Sue knows she’s the underdog in this fight, “I’d love to get elected in Fairfax, but the numbers just aren’t there yet,” she says. “I think it will change eventually with the Sunshine Coast becoming more progressive but not for a while.” This doesn’t dampen her enthusiasm or stop her from believing in the strength of her party.

A lot of the Greens’ strength is based upon the hard work and dedication of volunteers. They are competing not just with the LNP and Labor, but also other smaller organisation like the United Australia Party, which is operating on an estimated budget of $70 million. A party’s voice can be easily drowned out when competing with so much in-your-face advertising.

A few days after her first interview, Sue was at the Fisherman’s Road markets on a Sunday in Maroochydore. “We’ve been going to Fisherman’s Road every fortnight since October, we haven’t had a lot of people turn up but it’s a visual presence and I think that’s really important,” Sue says.

She was easily spotted amongst the market stalls, a ball of energy underneath a bright green Gazebo. She stopped briefly in between discussions with other constituents to have a chat and pose for a photograph.

Two volunteers at her tent felt as though their biggest concerns were completely ignored in the political arena. “I’m a high school science teacher and I’m sick of teaching my kids about a world that’s not going to exist for them,” Kaitlyn Griffith said. “You talk about what we’re doing for climate change, which is nothing, and what we should be doing, which is a whole bunch, but there’s no point getting angry, so I thought I’d come down with my dog and help out.”

Kaitlyn’s cute little dog Hairy jumped around her feet excitedly while she talked.
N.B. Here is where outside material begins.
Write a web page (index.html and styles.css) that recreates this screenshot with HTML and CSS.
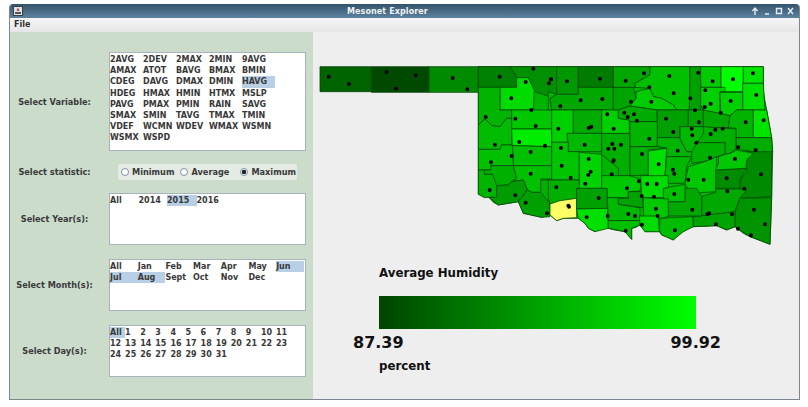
FILE: index.html
```html
<!DOCTYPE html>
<html lang="en">
<head>
<meta charset="utf-8">
<title>Mesonet Explorer</title>
<link rel="stylesheet" href="styles.css">
</head>
<body>
<div class="window">
  <header class="titlebar">
    <svg class="app-icon" width="10" height="10" viewBox="0 0 10 10"><rect x=".5" y=".5" width="9" height="9" fill="#dfe3e6" stroke="#3a3f44"/><path d="M5 1.800 6.500 4.800H3.500z" fill="#a33"/><path d="M2 6h6v2H2z" fill="#50565c"/></svg>
    <div class="title">Mesonet Explorer</div>
    <div class="controls">
      <svg width="46" height="10" viewBox="0 0 46 10"><g fill="none" stroke="#e6edf2" stroke-width="1.400"><path d="M4 9V3M1.500 5 4 2l2.500 3"/><path d="M14 8h4"/><path d="M25.500 2.500h5v5h-5z"/><path d="M37 2l5 6M42 2l-5 6"/></g></svg>
    </div>
  </header>
  <nav class="menubar"><span class="menu-item">File</span></nav>
  <main class="content">
    <section class="controls-panel">
      <div class="row row-variable">
        <div class="label">Select Variable:</div>
        <div class="list list-variable">
          <span>2AVG</span><span>2DEV</span><span>2MAX</span><span>2MIN</span><span>9AVG</span>
          <span>AMAX</span><span>ATOT</span><span>BAVG</span><span>BMAX</span><span>BMIN</span>
          <span>CDEG</span><span>DAVG</span><span>DMAX</span><span>DMIN</span><span class="sel">HAVG</span>
          <span>HDEG</span><span>HMAX</span><span>HMIN</span><span>HTMX</span><span>MSLP</span>
          <span>PAVG</span><span>PMAX</span><span>PMIN</span><span>RAIN</span><span>SAVG</span>
          <span>SMAX</span><span>SMIN</span><span>TAVG</span><span>TMAX</span><span>TMIN</span>
          <span>VDEF</span><span>WCMN</span><span>WDEV</span><span>WMAX</span><span>WSMN</span>
          <span>WSMX</span><span>WSPD</span>
        </div>
      </div>
      <div class="row row-stat">
        <div class="label">Select statistic:</div>
        <div class="radios">
          <span class="radio"><i class="dot"></i>Minimum</span>
          <span class="radio"><i class="dot"></i>Average</span>
          <span class="radio"><i class="dot on"></i>Maximum</span>
        </div>
      </div>
      <div class="row row-list">
        <div class="label">Select Year(s):</div>
        <div class="list list-year">
          <span>All</span><span>2014</span><span class="sel">2015</span><span>2016</span>
        </div>
      </div>
      <div class="row row-list">
        <div class="label">Select Month(s):</div>
        <div class="list list-month">
          <span>All</span><span>Jan</span><span>Feb</span><span>Mar</span><span>Apr</span><span>May</span><span class="sel">Jun</span>
          <span class="sel">Jul</span><span class="sel">Aug</span><span>Sept</span><span>Oct</span><span>Nov</span><span>Dec</span>
        </div>
      </div>
      <div class="row row-list">
        <div class="label">Select Day(s):</div>
        <div class="list list-day">
          <span class="sel">All</span><span>1</span><span>2</span><span>3</span><span>4</span><span>5</span><span>6</span><span>7</span><span>8</span><span>9</span><span>10</span><span>11</span>
          <span>12</span><span>13</span><span>14</span><span>15</span><span>16</span><span>17</span><span>18</span><span>19</span><span>20</span><span>21</span><span>22</span><span>23</span>
          <span>24</span><span>25</span><span>26</span><span>27</span><span>28</span><span>29</span><span>30</span><span>31</span>
        </div>
      </div>
    </section>
    <section class="map-panel">
      <svg class="map" width="480" height="200" viewBox="315 60 480 200">
        <g transform="translate(550 55) scale(.33333)" class="counties">
          <path fill="#00b400" d="M-215 35H640V110L665 248L668 290L665 428L660 568L630 556L600 545L580 535L555 515L530 525L500 512L430 515L415 520L400 530L385 535L370 555L350 545L335 540L328 530H285L270 510L255 518L245 520L245 553L225 530L195 525L175 520L155 515L135 530L115 520L105 505L85 490L40 490L20 497L0 480L-25 487L-80 475L-95 440L-125 445L-155 450L-170 442L-183 427L-215 418z"/>
        </g>
        <g transform="translate(315 55) scale(.33333)" class="counties">
          <path fill="#006400" d="M15 35H169V110H15z"/>
          <path fill="#004a00" d="M169 35H342V112H169z"/>
          <path fill="#008a00" d="M342 35H490V112H342z"/>
          <path fill="#008000" d="M490 35H585L605 65V97H490z"/>
          <path fill="#009000" d="M585 35H740V130L720 130L658 110L640 68H605V65z"/>
          <path fill="#00dc00" d="M555 97H605V68H640L658 105L655 165H555z"/>
          <path fill="#00b400" d="M490 97H555V165L590 165V190H575L555 215L530 212L510 192L490 210z"/>
          <path fill="#00bc00" d="M490 210L510 192L530 212L555 215L575 190H590V270H560L555 283H490z"/>
          <path fill="#00c800" d="M590 165H710V222L590 222z"/>
          <path fill="#00ec00" d="M590 222H710V275L592 272z"/>
          <path fill="#00c000" d="M592 272L710 275V332H595z"/>
          <path fill="#00c000" d="M490 283H555L560 270H592L595 332H527V345H490z"/>
          <path fill="#00b000" d="M527 332H595L605 370L578 390L545 392L535 385L533 358H508V345H527z"/>
          <path fill="#00b400" d="M490 345H508V358H533L545 392V427H522L508 428L490 418z"/>
          <path fill="#00c000" d="M595 332H710V372H677V412H650L637 405L625 375L590 380L605 370z"/>
          <path fill="#009c00" d="M545 392L578 390L590 380L625 375L637 405L610 440L580 445L550 450L522 427H545z"/>
          <path fill="#00a000" d="M637 405L650 412H677L705 430V485L680 487L625 475L610 440z"/>
          <path fill="#00b000" d="M677 375H740V432L705 445L677 412z"/>
        </g>
        <g transform="translate(550 55) scale(.33333)" class="counties">
          <path fill="#00b400" d="M-5 110L20 118H85V165H5L-5 165z"/>
          <path fill="#009800" d="M20 35H85V118H20z"/>
          <path fill="#007c00" d="M85 35H190V97H85z"/>
          <path fill="#00a800" d="M20 118H85V97H190V165H5L0 130z"/>
          <path fill="#00d000" d="M5 165H70V235H52V262H5z"/>
          <path fill="#00ac00" d="M70 165H155V235H70z"/>
          <path fill="#00b800" d="M52 235H155V290H55z"/>
          <path fill="#00c400" d="M5 262H55V290H88V375H5z"/>
          <path fill="#00b000" d="M-5 375H88V400H80V430L0 447L-5 432z"/>
          <path fill="#ffff66" d="M0 447L30 437L80 430V488L40 490L20 497L10 488L0 480z"/>
          <path fill="#00d400" d="M88 292L155 298V400H88z"/>
          <path fill="#00a000" d="M80 400H172V460L80 462z"/>
          <path fill="#00e000" d="M80 462L172 460L175 520L135 530L115 520L105 505L85 490z"/>
          <path fill="#00b000" d="M155 235H240V362H205V340L155 298z"/>
          <path fill="#00d000" d="M155 165H205V190L238 195V235H155z"/>
          <path fill="#00c800" d="M155 362H205L240 362L275 375L270 408L235 410V428H172V400H155z"/>
          <path fill="#00b800" d="M172 428H205V448L270 458V497H175z"/>
          <path fill="#00c000" d="M175 497H270V510L245 520L245 553L225 530L175 520z"/>
          <path fill="#00a400" d="M205 430H235V410H275L280 458L205 448z"/>
          <path fill="#00a400" d="M190 97H250L258 130V150L240 153L205 165H190z"/>
          <path fill="#00a800" d="M190 35H300V60L255 85V97H190z"/>
          <path fill="#00c000" d="M300 35H420L418 165H380L370 150L335 130L310 125L300 100L255 97V85L300 60z"/>
          <path fill="#00cc00" d="M258 110L300 100L310 125L335 130L370 150L380 165H320L240 153L258 130z"/>
          <path fill="#00ac00" d="M205 165L240 153L320 165L322 200H240L238 195L205 190z"/>
          <path fill="#00a000" d="M420 35H452V165H418z"/>
          <path fill="#00cc00" d="M452 35H513V97H452z"/>
          <path fill="#00ff00" d="M513 35H580V85L578 110H513z"/>
          <path fill="#00e400" d="M580 35H640V85H580z"/>
          <path fill="#00e000" d="M578 85H640L645 165H578z"/>
          <path fill="#00d000" d="M452 97H525V110H510V178L460 165L452 150z"/>
          <path fill="#00d000" d="M510 112H578V165L560 165L540 182L512 178z"/>
          <path fill="#00a000" d="M322 165H415V215H390L388 248H322z"/>
          <path fill="#00a800" d="M415 165H460V215H415z"/>
          <path fill="#00a800" d="M460 165L510 175L540 182L535 218H460z"/>
          <path fill="#00b400" d="M540 182L560 165H610V248H558V220L535 218z"/>
          <path fill="#00e400" d="M610 165H650L665 248H610z"/>
          <path fill="#00ac00" d="M558 248H665L668 290L640 300L610 290L580 285L560 285z"/>
          <path fill="#00b400" d="M240 200H322V275L240 275z"/>
          <path fill="#00b400" d="M322 248H388L410 290H425V305H350V280L322 275z"/>
          <path fill="#00b800" d="M390 215H460L465 235L442 290H410L390 250z"/>
          <path fill="#00b000" d="M460 215L558 222V280L540 295L525 298V263H442L460 235z"/>
          <path fill="#00b000" d="M425 290L442 263H525V298L500 305L470 318L425 325z"/>
          <path fill="#00b000" d="M240 275H322L350 280L295 285V360L240 362z"/>
          <path fill="#00e000" d="M295 288L350 280L345 365H295z"/>
          <path fill="#00b800" d="M350 305H425L410 335L405 385H345V362z"/>
          <path fill="#00c800" d="M415 335L470 318L500 305L497 410L420 415L405 385z"/>
          <path fill="#008a00" d="M590 290H665V425L570 430L570 375L590 350z"/>
          <path fill="#008c00" d="M497 345L588 340L570 375V400H497z"/>
          <path fill="#00c800" d="M505 305L525 298L540 295L560 285L610 295L590 315L588 340L497 345L505 325z"/>
          <path fill="#00a800" d="M497 402H570L590 405L570 430L555 470L455 485V425L497 412z"/>
          <path fill="#009400" d="M570 430L665 428L660 568L600 545L555 515V470z"/>
          <path fill="#00a400" d="M430 485L555 470V515L530 525L500 512L430 515z"/>
          <path fill="#00bc00" d="M330 490L428 485L430 515L400 530L370 555L335 540L328 525z"/>
          <path fill="#00a800" d="M355 440H405V400H440L455 425V483H355z"/>
          <path fill="#00c000" d="M340 400L405 388V440H340z"/>
          <path fill="#00dc00" d="M272 362H355V398L340 400V428H275z"/>
          <path fill="#00c800" d="M280 428L355 432V485L330 490L280 483z"/>
          <path fill="#00dc00" d="M268 483H325L328 530H285L270 510z"/>
        </g>
        <g transform="translate(315 55) scale(.33333)" class="dots">
          <path d="M41 65h0M102 87h0M215 51h0M302 61h0M243 101h0M413 69h0M457 103h0M554 65h0M655 41h0M708 73h0M702 85h0M632 81h0M589 130h0M649 165h0M512 186h0M601 191h0M662 213h0M540 269h0M613 261h0M690 272h0M647 291h0M590 303h0M528 322h0M647 356h0M524 405h0M601 421h0M632 443h0M696 475h0"/>
        </g>
        <g transform="translate(550 55) scale(.33333)" class="dots">
          <path d="M3 73h0M51 79h0M150 71h0M227 77h0M282 55h0M358 63h0M445 53h0M488 79h0M549 73h0M609 55h0M298 97h0M371 115h0M466 106h0M92 136h0M157 132h0M243 140h0M304 140h0M421 130h0M482 146h0M464 156h0M542 138h0M619 120h0M31 154h0M435 166h0M512 173h0M172 178h0M223 173h0M233 186h0M252 178h0M261 197h0M348 191h0M447 202h0M587 202h0M641 196h0M25 221h0M116 219h0M124 215h0M191 221h0M370 231h0M425 221h0M427 241h0M482 237h0M496 224h0M518 221h0M298 251h0M104 269h0M187 267h0M213 269h0M175 281h0M193 281h0M439 263h0M33 279h0M276 297h0M383 287h0M565 277h0M617 285h0M116 312h0M191 316h0M190 319h0M480 308h0M555 312h0M35 332h0M326 328h0M369 344h0M373 356h0M122 350h0M115 360h0M185 358h0M62 368h0M415 374h0M461 374h0M530 370h0M633 358h0M267 379h0M106 386h0M292 387h0M320 387h0M19 397h0M231 400h0M583 401h0M532 409h0M373 417h0M275 423h0M312 425h0M146 429h0M55 452h0M57 455h0M318 461h0M427 464h0M478 475h0M472 478h0M546 478h0M612 464h0M235 477h0M255 483h0M173 483h0M110 487h0M323 483h0M276 509h0M498 508h0M645 508h0M564 521h0M227 527h0M375 526h0M603 541h0"/>
        </g>
      </svg>
      <div class="legend">
        <div class="legend-title">Average Humidity</div>
        <div class="legend-bar"></div>
        <div class="legend-values"><span>87.39</span><span>99.92</span></div>
        <div class="legend-unit">percent</div>
      </div>
    </section>
  </main>
</div>
</body>
</html>
```

FILE: styles.css
```css
* { box-sizing: border-box; }
html, body { margin: 0; padding: 0; background: #fff; }
body { width: 808px; height: 407px; overflow: hidden; font-family: "DejaVu Sans", sans-serif; }

.window {
  width: 791px;
  height: 396px;
  margin: 4px 0 0 9px;
  border: 1px solid #7d868c;
  border-top: 0;
  border-radius: 4px 4px 0 0;
  display: flex;
  flex-direction: column;
  overflow: hidden;
}

.titlebar {
  height: 14px;
  flex: none;
  background: linear-gradient(#33536b, #5d829e);
  display: flex;
  align-items: center;
  padding-left: 3px;
}
.app-icon { display: block; }
.title {
  margin-left: 324px;
  font-size: 8px;
  font-weight: 700;
  color: #eef2f5;
  letter-spacing: .1px;
  white-space: nowrap;
}
.controls { margin-left: auto; margin-right: 2px; height: 10px; }
.controls svg { display: block; }

.menubar {
  height: 14px;
  flex: none;
  background: linear-gradient(#f6f6f6, #e6e6e6);
  padding-left: 4px;
  font-size: 8px;
  font-weight: 700;
  line-height: 13px;
  color: #333;
}

.content { flex: 1; display: flex; min-height: 0; }

.controls-panel {
  width: 303px;
  flex: none;
  background: #cbdccb;
  padding-top: 20px;
  display: flex;
  flex-direction: column;
}
.row { display: grid; grid-template-columns: 89px 197px; column-gap: 10px; align-items: center; }
.row-variable { height: 99px; }
.row-stat { height: 16px; margin-top: 13px; }
.row-list { height: 52px; margin-top: 14px; }
.row-stat + .row-list { margin-top: 13px; }
.label { text-align: center; font-size: 8.200px; font-weight: 700; color: #3a3a3a; white-space: nowrap; }

.list {
  height: 100%;
  background: #fff;
  border: 1px solid #a8b4bd;
  padding: 1px 0 0 0;
  display: grid;
  grid-auto-rows: 11.200px;
  align-content: start;
  font-size: 8px;
  font-weight: 700;
  color: #383838;
  line-height: 11px;
}
.list span { white-space: nowrap; }
.list .sel { background: #b8cfe5; }
.list-variable { grid-template-columns: repeat(5, 33px); }
.list-year { grid-template-columns: 28.500px 28.500px 29.500px 29.500px; }
.list-month { grid-template-columns: repeat(7, 27.700px); }
.list-day { grid-template-columns: repeat(12, 15.100px); }

.radios {
  margin-left: 9px;
  width: 179px;
  height: 16px;
  background: #e3ebe3;
  border-radius: 2px;
  display: flex;
  align-items: center;
  gap: 6px;
  padding-left: 3px;
  font-size: 8.200px;
  font-weight: 700;
  color: #3a3a3a;
}
.radio { display: flex; align-items: center; gap: 3px; white-space: nowrap; }
.radio:last-child { margin-left: 5px; }
.dot {
  width: 8px;
  height: 8px;
  border-radius: 50%;
  border: 1px solid #7d93a8;
  background: #fff;
  display: block;
}
.dot.on { background: radial-gradient(circle, #222 0 2px, #fff 2.600px); }

.map-panel {
  flex: 1;
  background: #eee;
  padding: 0 0 0 2px;
  display: flex;
  flex-direction: column;
}
.map { display: block; margin-top: 28px; flex: none; }
.counties path { stroke: #064a06; stroke-width: 2.400; stroke-linejoin: round; }
.dots path { stroke: #000; stroke-width: 12; stroke-linecap: round; fill: none; }

.legend { margin: 6px 0 0 64px; width: 320px; color: #111; font-weight: 700; }
.legend-title { font-size: 11.800px; line-height: 14px; }
.legend-bar {
  width: 317px;
  height: 33px;
  margin-top: 16px;
  background: linear-gradient(90deg, #004400, #00ff00);
}
.legend-values {
  width: 368px;
  margin-left: -26px;
  display: flex;
  justify-content: space-between;
  font-size: 16px;
  line-height: 19px;
  margin-top: 4px;
}
.legend-unit { font-size: 11.800px; line-height: 14px; margin-top: 7px; }
```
She confided it was a tactical ploy to draw in more passers-by.

Tom Prentice, originally from England, was also helping, “My feeling of urgency to do something about the climate has grown and grown and that’s led me to a party that’s willing to do something about it,” Tom says. He says other areas of the Greens’ policy platform also resonate with him. “Social issues, housing affordability, distrust of politicians integrity in senior roles and climate change,” he says. “The things the big parties don’t want to hear about basically.”

It is integral to a functioning democracy that people do not just have their say, but that they also feel like their say matters. “One of the main things is that we provide an opportunity for younger people and those lower on the socio-economic scale to have hope,” Sue says “People just need hope and to think there is some way out of this and that we do have a future.”